Os missionários encontraram-se diante da necessidade de atribuir aos
"outros" uma religião, e a exigência prática de estabelecer com esta um diálogo
na base da oposição verdade/falsidade levaram à elaboração de uma
linguagem que podia dar conta, ao mesmo tempo, da realidade falsa,
142
construída pelo Demônio, e da verdadeira, revelada por Deus e encaminhada
pelos padres. Houve, então, uma sobreposição entre caraíba e missionário
procurado como vimos, pelos padres, mas também construída do lado indígena
no esforço de atribuir sentido à nova realidade colonial, com a criação das
Santidades. As "Santidades" e os "profetas" indígenas são, por conseguinte,
uma construção negociada, segundo Cristina Pompa. A linguagem religiosa
parece tornar-se o terreno de mediação onde cada cultura pode tentar entender
a diversidade da outra e onde a alteridade pode encontrar seu sentido e,
portanto, sua "tradução" em termos culturalmente compreensíveis. Somente
entendendo as mudanças sofridas no tempo e no espaço, pela significação das
palavras; ou seja, apenas no interior deste campo semântico me parece
possível colocar corretamente e, diante disso, tentar interpretar ou responder
ao problema histórico e cultural posto pelos profetas Tupi-guaranis.
Entendendo que reconstruir um texto seja um ato poético reconstituir o
contexto, e então interpretá-lo do mesmo modo como se ele próprio fosse um
texto, é o que procurei fazer nesta pesquisa, já que esse passado da história
brasileira e seu significado desdobram-se frente ao texto que ficou registrado.

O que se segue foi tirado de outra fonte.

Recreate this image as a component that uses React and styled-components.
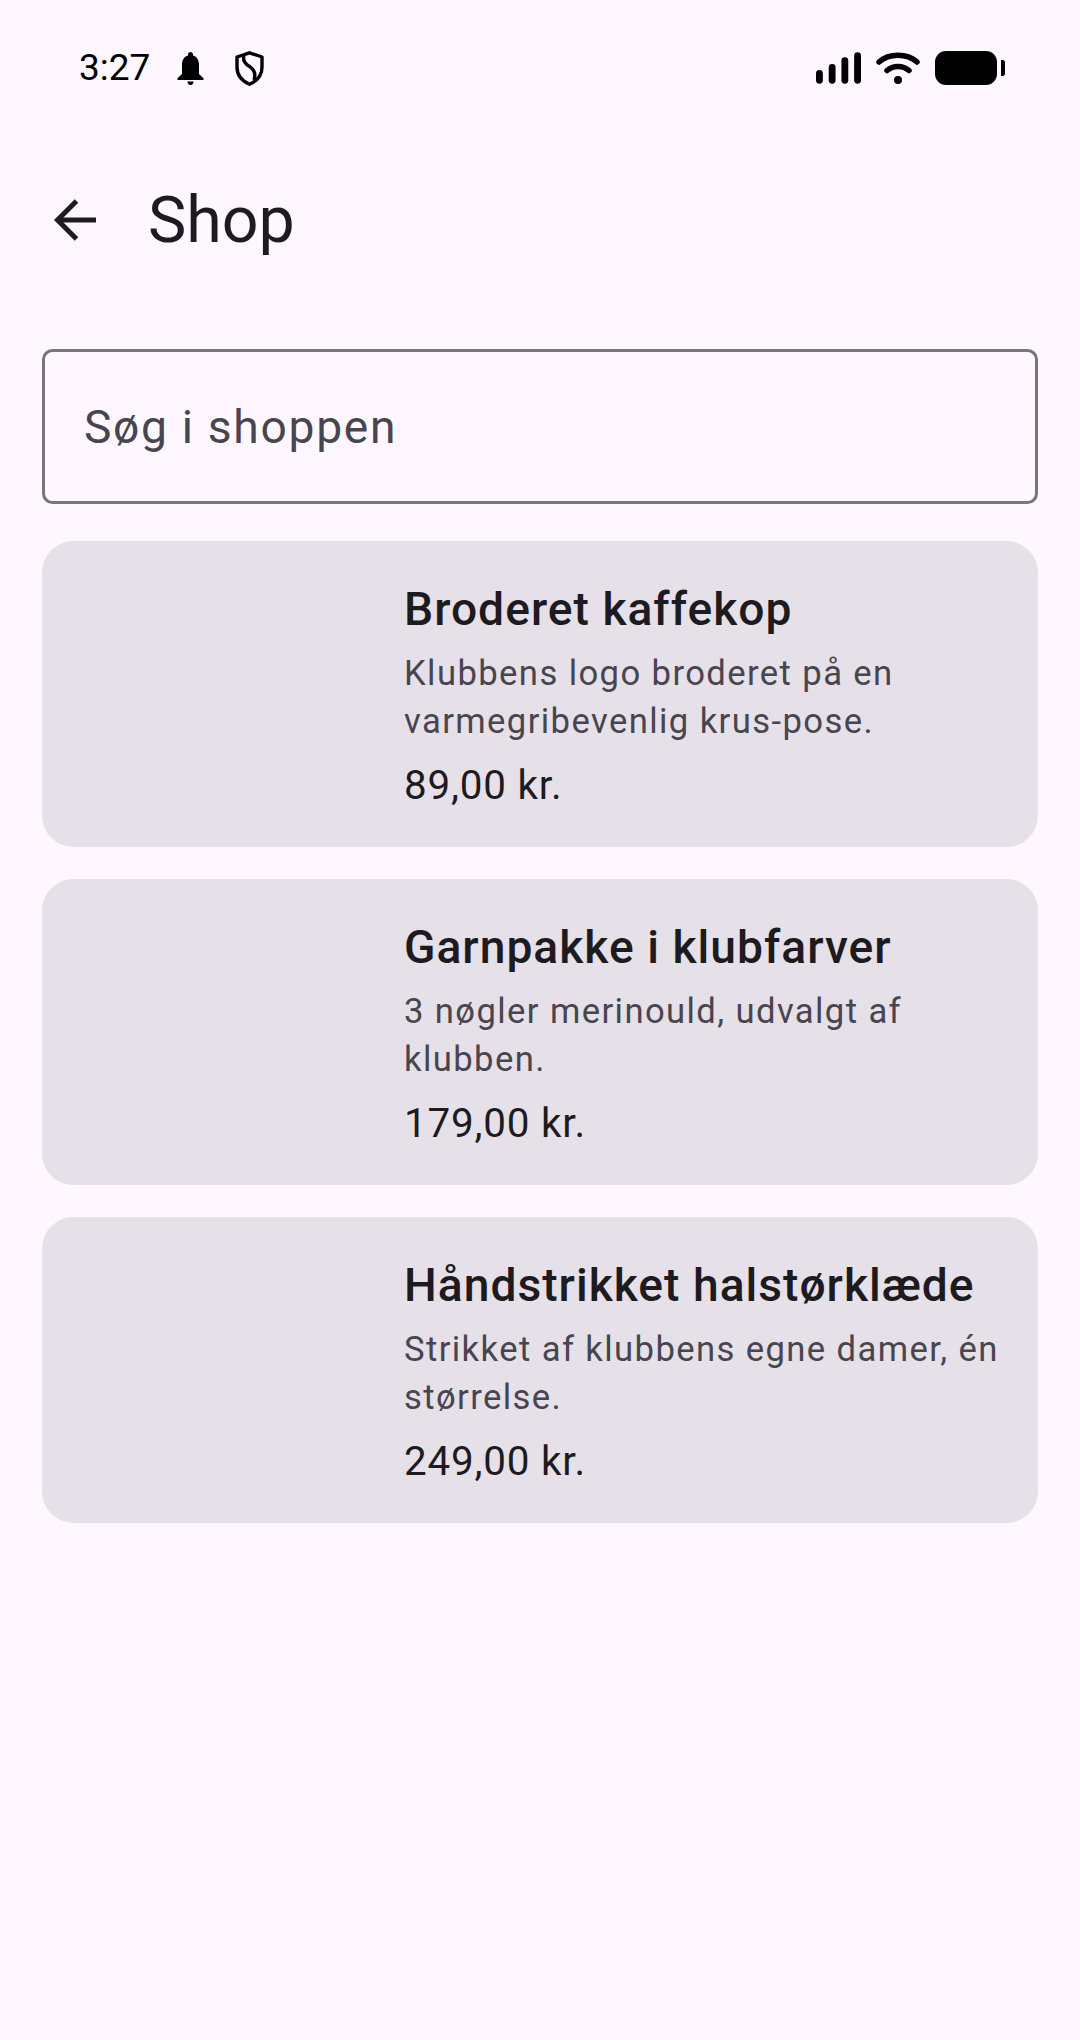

Segundo Roland Barthes, textos não apontam para trás, para o contexto
histórico ou para as intenções supostamente verdadeiras de seus autores (já
mortos), eles apontam para a frente, para as possibilidades ocultas do
presente.
Existem poucos trabalhos no Brasil referentes à religiosidade indígena
do período Colonial, principalmente na área de Ciências da Religião. Com esta
pesquisa procurei trazer à luz, através de uma tomada de consciência, um
pouco de compreensão sobre a riqueza das diversas manifestações de
religiosidade expressas na identidade do povo brasileiro. Reconhecendo as
características da espiritualidade indígena.